GPS a la corredoira

YES

23 sep 2017 . Actualizado a las 05:05 h.

Hasta que apareció el GPS, lo normal era reconocer los indicios de una equivocación cuando viajábamos. Los humanos compartíamos una especie de olfato desarrollado a base de darwinismo y años conduciendo con mapas de carreteras y preguntas. Las autopistas eran como las ovejas eléctricas con las que soñaban los androides y para llegar a Cuenca o Albacete antes había que atravesar literalmente el territorio, penetrar en él, aliviar la travesía en el mismo bar de Sanabria, equivocarse varias veces de ruta y comentar los acentos y el rigor de los aborígenes que te iban despejando la ruta. Desde el asiento de atrás, en aquellos viajes eternos, se intuía que los padres conocían de fábrica todas las direcciones y todas las rutas, eran capaces de orientarse en ciudades que nunca habían visitado, llegar al hotel girando a la izquierda y no a la derecha y pedir el aperitivo correcto en el mejor bar de la ciudad. Era como si tuvieran dentro de la cabeza todos los mapas del mundo, una habilidad que desde el asiento de atrás se suponía que se te activaría con el tiempo, al cruzar una frontera temporal... que nunca llegó.

Hasta que apareció el GPS, en cada coche había un mapa de carreteras mal doblado. Parte del viaje se disfrutaba avanzando con el dedo sobre el dibujo mientras el coche lo hacía sobre el asfalto: ahora vamos a llegar a Medina, el siguiente pueblo será La Carolina, mira qué cerca está Don Benito, aquí parece que hay un tramo nuevo de carretera. Se hacía camino al andar.

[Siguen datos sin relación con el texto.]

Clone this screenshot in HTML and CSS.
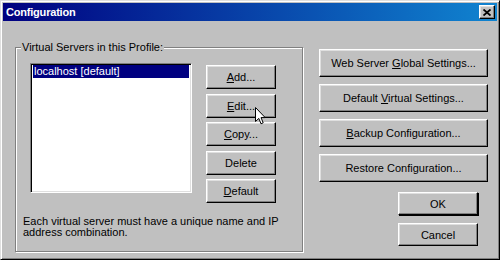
FILE: index.html
```html
<!DOCTYPE html>
<html>
<head>
<meta charset="utf-8">
<title>Configuration</title>
<link rel="stylesheet" href="styles.css">
</head>
<body>
<div class="window">
  <div class="titlebar">
    <span class="title">Configuration</span>
    <button class="close" aria-label="Close">
      <svg width="8" height="7" viewBox="0 0 8 7"><path d="M0.5 0.5 L7.5 6.5 M7.5 0.5 L0.5 6.5" stroke="#000" stroke-width="1.8" fill="none"/></svg>
    </button>
  </div>
  <div class="content">
    <div class="group">
      <span class="group-label">Virtual Servers in this Profile:</span>
      <div class="group-row">
        <div class="listbox">
          <div class="item selected">localhost [default]</div>
        </div>
        <div class="side-buttons">
          <button class="btn small"><u>A</u>dd...</button>
          <button class="btn small edit"><u>E</u>dit...
            <svg class="cursor" width="11" height="18" viewBox="0 0 11 18"><path d="M0.5 0.5 L0.5 14.5 L3.8 11.4 L6 16.8 L8.2 15.8 L6 10.6 L10.2 10.6 Z" fill="#fff" stroke="#000" stroke-width="1"/></svg>
          </button>
          <button class="btn small"><u>C</u>opy...</button>
          <button class="btn small">Delete</button>
          <button class="btn small"><u>D</u>efault</button>
        </div>
      </div>
      <p class="note">Each virtual server must have a unique name and IP<br>address combination.</p>
    </div>
    <div class="right">
      <div class="big-buttons">
        <button class="btn big">Web Server <u>G</u>lobal Settings...</button>
        <button class="btn big">Default <u>V</u>irtual Settings...</button>
        <button class="btn big"><u>B</u>ackup Configuration...</button>
        <button class="btn big">Restore Configuration...</button>
      </div>
      <div class="ok-buttons">
        <button class="btn dlg default">OK</button>
        <button class="btn dlg">Cancel</button>
      </div>
    </div>
  </div>
</div>
</body>
</html>
```
FILE: styles.css
```css
* { box-sizing: border-box; }
html, body { margin: 0; padding: 0; }
body {
  width: 500px;
  height: 260px;
  background: #c0c0c0;
  font-family: "Liberation Sans", Arial, sans-serif;
  font-size: 11px;
  color: #000;
}
.window {
  width: 500px;
  height: 260px;
  background: #c0c0c0;
  border: 1px solid;
  border-color: #dfdfdf #000 #000 #dfdfdf;
  box-shadow: inset 1px 1px 0 #fff, inset -1px -1px 0 #808080;
  padding: 2px;
  display: flex;
  flex-direction: column;
}
.titlebar {
  height: 18px;
  background: linear-gradient(to right, #000080, #1084d0);
  display: flex;
  align-items: center;
  justify-content: space-between;
  padding: 0 2px 0 3px;
}
.title {
  color: #fff;
  font-weight: bold;
  font-size: 11px;
  letter-spacing: -0.2px;
}
.close {
  width: 16px;
  height: 14px;
  padding: 0;
  margin: 0;
  background: #c0c0c0;
  border: 1px solid;
  border-color: #fff #000 #000 #fff;
  box-shadow: inset -1px -1px 0 #808080, inset 1px 1px 0 #dfdfdf;
  display: flex;
  align-items: center;
  justify-content: center;
}
.content {
  display: flex;
  padding-left: 12px;
}
.group {
  position: relative;
  width: 288px;
  height: 205px;
  margin-top: 26px;
  border: 1px solid #808080;
  box-shadow: inset 1px 1px 0 #fff, 1px 1px 0 #fff;
  padding: 15px 0 0 14px;
}
.group-label {
  position: absolute;
  top: -7px;
  left: 5px;
  padding: 0 1px;
  background: #c0c0c0;
  line-height: 13px;
}
.group-row {
  display: flex;
  gap: 14px;
}
.listbox {
  width: 162px;
  height: 130px;
  background: #fff;
  border: 1px solid;
  border-color: #808080 #fff #fff #808080;
  box-shadow: inset 1px 1px 0 #000, inset -1px -1px 0 #dfdfdf;
  padding: 1px 2px;
}
.item {
  height: 13px;
  line-height: 13px;
  padding-left: 1px;
  white-space: nowrap;
}
.selected {
  background: #000080;
  color: #fff;
}
.side-buttons {
  display: flex;
  flex-direction: column;
  gap: 4.5px;
  margin-top: 2px;
}
.btn {
  font-family: "Liberation Sans", Arial, sans-serif;
  font-size: 11px;
  color: #000;
  background: #c0c0c0;
  border: 1px solid;
  border-color: #fff #000 #000 #fff;
  box-shadow: inset -1px -1px 0 #808080, inset 1px 1px 0 #dfdfdf;
  padding: 0;
  margin: 0;
  text-align: center;
}
.btn u { text-decoration-thickness: 1px; text-underline-offset: 1px; }
.small {
  width: 70px;
  height: 24px;
}
.edit { position: relative; }
.cursor {
  position: absolute;
  left: 48px;
  top: 12px;
}
.note {
  margin: 13px 0 0 -7px;
  line-height: 11px;
}
.right {
  margin-left: 16px;
  padding-top: 28px;
  display: flex;
  flex-direction: column;
}
.big-buttons {
  display: flex;
  flex-direction: column;
  gap: 7px;
}
.big {
  width: 169px;
  height: 28px;
}
.ok-buttons {
  display: flex;
  flex-direction: column;
  gap: 8px;
  margin-top: 10px;
  align-self: flex-end;
  margin-right: 10px;
}
.dlg {
  width: 80px;
  height: 23px;
}
.default {
  border-color: #fff #000 #000 #fff;
  box-shadow: inset -1px -1px 0 #808080, inset 1px 1px 0 #dfdfdf, 1px 1px 0 #000;
}
```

Era un espíritu que hoy reivindicamos algunas, una especie de hostilidad romántica contra la tecnología que propone volver a mirar el paisaje, volver a hacer preguntas para llegar a Roma, desconectar el Tomtom y abandonar la cápsula en la que te mete, esa travesía esterilizada en la que todos los viajes son iguales: comienzas geolocalizado en tu casa y llegas a destino sin haber levantado los ojos de la pantalla ni reconocer nada de ese mundo en tránsito.

ABDUCIDO POR LA REALIDAD

Hasta que apareció el GPS era fácil intuir cuándo las cosas no marchaban como debían, en qué momento te habías desviado de la ruta, una carretera que se estrechaba demasiado, unas casas que estaban donde no debían, alertas que te invitaban a detenerte, preguntar y rectificar para volver al camino correcto. Eran indicios que hoy se desprecian, fascinados como estamos por una tecnología que carece de la elasticidad de nuestras neuronas y que aplica la ley a rajatabla y sin matices. Esa rigidez mantuvo hace unos días a un camionero que transportaba pota congelada al Mediterráneo. Quedó encajado en una corredoira de A Gudiña. Era un tráiler Eurotrotter, camino de Valencia, cuyo conductor hizo caso al Tomtom y despreció lo que tenía ante sus ojos, una vereda que lo abdujo como si se tratara de una venganza o de una carcajada, tú sigue haciendo caso al GPS, bonito, que te vas a enterar. La inercia tecnológica, esa absurda confianza ciega en la máquina, lo fue llevando hasta que no pudo dar marcha atrás. Hasta que no había vuelta atrás. Las crónicas relatan que quemó el embrague en un intento inútil de deshacerse de los muros de piedra que lo aprisionaban y que solo una grúa de grandes dimensiones pudo resolver la situación. En el periódico se relata la reacción de los paisanos, ese desdén con el que actúa la lógica. Siguieron con su vida ajenos al embudo, pendientes del horizonte, del viento y de las formas del camino, ajenos al Tomtom que encajó un tráiler con pota congelada en una corredoira de A Gudiña.